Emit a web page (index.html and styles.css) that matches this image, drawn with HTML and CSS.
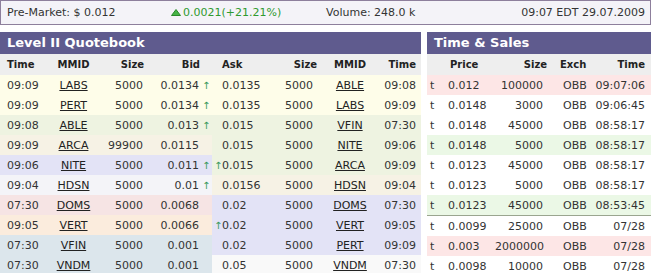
FILE: index.html
```html
<!DOCTYPE html>
<html lang="en">
<head>
    <meta charset="UTF-8">
    <title>Level II Quotebook</title>
    <link rel="stylesheet" href="styles.css">
</head>
<body>

    <!-- Quote bar -->
    <div class="quote-bar">
        <span>Pre-Market: $ 0.012</span>
        <span class="change">
            <svg class="tri" width="10" height="7" viewBox="0 0 10 7"><polygon points="5,0.5 9.5,6.5 0.5,6.5" fill="#46b446" stroke="#2a8a2a" stroke-width="1"/></svg>
            0.0021(+21.21%)
        </span>
        <span>Volume: 248.0 k</span>
        <span class="stamp">09:07 EDT 29.07.2009</span>
    </div>

    <div class="panels">

        <!-- Level II -->
        <div class="panel level2">
            <div class="panel-title">Level II Quotebook</div>
            <table class="book">
                <colgroup>
                    <col style="width:50px"><col style="width:47px"><col style="width:48px"><col style="width:55px"><col style="width:12px">
                    <col style="width:10px"><col style="width:53px"><col style="width:42px"><col style="width:66px"><col style="width:38px">
                </colgroup>
                <thead>
                    <tr>
                        <th class="time">Time</th><th class="mmid">MMID</th><th class="size">Size</th><th class="bid">Bid</th><th></th>
                        <th></th><th class="ask">Ask</th><th class="size">Size</th><th class="mmid">MMID</th><th class="rtime">Time</th>
                    </tr>
                </thead>
                <tbody>
                    <tr>
                        <td class="time c-yellow">09:09</td><td class="mmid c-yellow"><a href="#">LABS</a></td><td class="size c-yellow">5000</td><td class="bid c-yellow">0.0134</td><td class="arr c-yellow">↑</td>
                        <td class="arr-a c-yellow"></td><td class="ask c-yellow">0.0135</td><td class="size c-yellow">5000</td><td class="mmid c-yellow"><a href="#">ABLE</a></td><td class="rtime c-yellow">09:08</td>
                    </tr>
                    <tr>
                        <td class="time c-yellow">09:09</td><td class="mmid c-yellow"><a href="#">PERT</a></td><td class="size c-yellow">5000</td><td class="bid c-yellow">0.0134</td><td class="arr c-yellow">↑</td>
                        <td class="arr-a c-yellow"></td><td class="ask c-yellow">0.0135</td><td class="size c-yellow">5000</td><td class="mmid c-yellow"><a href="#">LABS</a></td><td class="rtime c-yellow">09:09</td>
                    </tr>
                    <tr>
                        <td class="time c-green">09:08</td><td class="mmid c-green"><a href="#">ABLE</a></td><td class="size c-green">5000</td><td class="bid c-green">0.013</td><td class="arr c-green">↑</td>
                        <td class="arr-a c-green"></td><td class="ask c-green">0.015</td><td class="size c-green">5000</td><td class="mmid c-green"><a href="#">VFIN</a></td><td class="rtime c-green">07:30</td>
                    </tr>
                    <tr>
                        <td class="time c-beige">09:09</td><td class="mmid c-beige"><a href="#">ARCA</a></td><td class="size c-beige">99900</td><td class="bid c-beige">0.0115</td><td class="arr c-beige"></td>
                        <td class="arr-a c-green"></td><td class="ask c-green">0.015</td><td class="size c-green">5000</td><td class="mmid c-green"><a href="#">NITE</a></td><td class="rtime c-green">09:06</td>
                    </tr>
                    <tr>
                        <td class="time c-lav">09:06</td><td class="mmid c-lav"><a href="#">NITE</a></td><td class="size c-lav">5000</td><td class="bid c-lav">0.011</td><td class="arr c-lav">↑</td>
                        <td class="arr-a c-green">↑</td><td class="ask c-green">0.015</td><td class="size c-green">5000</td><td class="mmid c-green"><a href="#">ARCA</a></td><td class="rtime c-green">09:09</td>
                    </tr>
                    <tr>
                        <td class="time c-pale">09:04</td><td class="mmid c-pale"><a href="#">HDSN</a></td><td class="size c-pale">5000</td><td class="bid c-pale">0.01</td><td class="arr c-pale">↑</td>
                        <td class="arr-a c-beige"></td><td class="ask c-beige">0.0156</td><td class="size c-beige">5000</td><td class="mmid c-beige"><a href="#">HDSN</a></td><td class="rtime c-beige">09:04</td>
                    </tr>
                    <tr>
                        <td class="time c-pink">07:30</td><td class="mmid c-pink"><a href="#">DOMS</a></td><td class="size c-pink">5000</td><td class="bid c-pink">0.0068</td><td class="arr c-pink"></td>
                        <td class="arr-a c-lav"></td><td class="ask c-lav">0.02</td><td class="size c-lav">5000</td><td class="mmid c-lav"><a href="#">DOMS</a></td><td class="rtime c-lav">07:30</td>
                    </tr>
                    <tr>
                        <td class="time c-peach">09:05</td><td class="mmid c-peach"><a href="#">VERT</a></td><td class="size c-peach">5000</td><td class="bid c-peach">0.0066</td><td class="arr c-peach"></td>
                        <td class="arr-a c-lav">↑</td><td class="ask c-lav">0.02</td><td class="size c-lav">5000</td><td class="mmid c-lav"><a href="#">VERT</a></td><td class="rtime c-lav">09:05</td>
                    </tr>
                    <tr>
                        <td class="time c-blue">07:30</td><td class="mmid c-blue"><a href="#">VFIN</a></td><td class="size c-blue">5000</td><td class="bid c-blue">0.001</td><td class="arr c-blue"></td>
                        <td class="arr-a c-lav"></td><td class="ask c-lav">0.02</td><td class="size c-lav">5000</td><td class="mmid c-lav"><a href="#">PERT</a></td><td class="rtime c-lav">09:09</td>
                    </tr>
                    <tr>
                        <td class="time c-blue">07:30</td><td class="mmid c-blue"><a href="#">VNDM</a></td><td class="size c-blue">5000</td><td class="bid c-blue">0.001</td><td class="arr c-blue"></td>
                        <td class="arr-a c-white"></td><td class="ask c-white">0.05</td><td class="size c-white">5000</td><td class="mmid c-white"><a href="#">VNDM</a></td><td class="rtime c-white">07:30</td>
                    </tr>
                </tbody>
            </table>
        </div>

        <!-- Time & Sales -->
        <div class="panel sales">
            <div class="panel-title">Time &amp; Sales</div>
            <table class="trades">
                <colgroup>
                    <col style="width:18px"><col style="width:50px"><col style="width:52px"><col style="width:43px"><col style="width:61px">
                </colgroup>
                <thead>
                    <tr><th></th><th class="price">Price</th><th class="size">Size</th><th class="exch">Exch</th><th class="ttime">Time</th></tr>
                </thead>
                <tbody>
                    <tr class="down"><td class="t">t</td><td class="price">0.012</td><td class="size">100000</td><td class="exch">OBB</td><td class="ttime">09:07:06</td></tr>
                    <tr><td class="t">t</td><td class="price">0.0148</td><td class="size">3000</td><td class="exch">OBB</td><td class="ttime">09:06:45</td></tr>
                    <tr><td class="t">t</td><td class="price">0.0148</td><td class="size">45000</td><td class="exch">OBB</td><td class="ttime">08:58:17</td></tr>
                    <tr class="up"><td class="t">t</td><td class="price">0.0148</td><td class="size">5000</td><td class="exch">OBB</td><td class="ttime">08:58:17</td></tr>
                    <tr><td class="t">t</td><td class="price">0.0123</td><td class="size">45000</td><td class="exch">OBB</td><td class="ttime">08:58:17</td></tr>
                    <tr><td class="t">t</td><td class="price">0.0123</td><td class="size">5000</td><td class="exch">OBB</td><td class="ttime">08:58:17</td></tr>
                    <tr class="up day-end"><td class="t">t</td><td class="price">0.0123</td><td class="size">45000</td><td class="exch">OBB</td><td class="ttime">08:53:45</td></tr>
                    <tr><td class="t">t</td><td class="price">0.0099</td><td class="size">25000</td><td class="exch">OBB</td><td class="ttime">07/28</td></tr>
                    <tr class="down"><td class="t">t</td><td class="price">0.003</td><td class="size">2000000</td><td class="exch">OBB</td><td class="ttime">07/28</td></tr>
                    <tr><td class="t">t</td><td class="price">0.0098</td><td class="size">10000</td><td class="exch">OBB</td><td class="ttime">07/28</td></tr>
                </tbody>
            </table>
        </div>

    </div>

</body>
</html>
```

FILE: styles.css
```css
/* General */
body {
    font-family: 'DejaVu Sans', Verdana, sans-serif;
    font-size: 11px;
    margin: 0;
    padding: 0;
    background-color: #ffffff;
    color: #333;
    width: 653px;
    overflow: hidden;
}

/* Quote bar */
.quote-bar {
    box-sizing: border-box;
    width: 651px;
    height: 25px;
    line-height: 23px;
    padding: 0 5px 0 6px;
    border: 1px solid #8d7f9c;
    background-color: #f4f3f8;
    display: grid;
    grid-template-columns: 164px 155px 1fr auto;
    align-items: center;
}
.quote-bar .change {
    color: #2f9a2f;
    display: flex;
    align-items: center;
    gap: 2px;
}
.quote-bar .tri {
    margin-top: -1px;
}

/* Panels */
.panels {
    display: flex;
    gap: 6px;
    margin-top: 7px;
}
.level2 {
    width: 421px;
}
.sales {
    width: 224px;
}
.panel-title {
    background-color: #5f5b8e;
    color: #ffffff;
    font-weight: bold;
    font-size: 13px;
    height: 22px;
    line-height: 22px;
    padding-left: 7px;
}

table {
    border-collapse: collapse;
    table-layout: fixed;
    width: 100%;
}
th {
    background-color: #eeeeee;
    color: #222;
    font-size: 10px;
    font-weight: bold;
    height: 21px;
    padding: 0;
    text-align: left;
}
td {
    height: 20px;
    padding: 0;
    white-space: nowrap;
}
a {
    color: #222;
    text-decoration: underline;
}

/* Level II columns */
.book .time { padding-left: 7px; }
.book .mmid { text-align: center; }
.book .size { text-align: right; padding-right: 2px; }
.book th.size { padding-right: 1px; }
.book .bid { text-align: right; padding-right: 1px; }
.book th.bid { padding-right: 0; }
.book .arr,
.book .arr-a { color: #3a9a5c; padding-left: 2px; font-size: 10px; }
.book td.size:nth-child(8) { padding-right: 4px; }
.book th.size:nth-child(8) { padding-right: 0; }
.book .rtime { text-align: right; padding-right: 5px; }

/* Price level shades */
.c-yellow { background-color: #fefde9; }
.c-green { background-color: #eef3e1; }
.c-beige { background-color: #f6f2e5; }
.c-lav { background-color: #e3e3f6; }
.c-pale { background-color: #f4f4f8; }
.c-pink { background-color: #f6e4e4; }
.c-peach { background-color: #fbecdd; }
.c-blue { background-color: #dce6ec; }
.c-white { background-color: #f9f9f9; }

/* Time & Sales columns */
.trades .t { padding-left: 3px; }
.trades .price { padding-left: 3px; }
.trades th.price { padding-left: 5px; }
.trades .size { text-align: right; padding-right: 4px; }
.trades th.size { padding-right: 0; }
.trades .exch { padding-left: 16px; }
.trades th.exch { padding-left: 13px; }
.trades .ttime { text-align: right; padding-right: 6px; }
.trades tr.up td { background-color: #ebf8e6; }
.trades tr.down td { background-color: #fde6e6; }
.trades tr.day-end td { border-bottom: 1px solid #9aa58f; }
```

- - -

> [The task] Give the number of lines above that hold the word "index", and nothing more.

> [Task solution] 2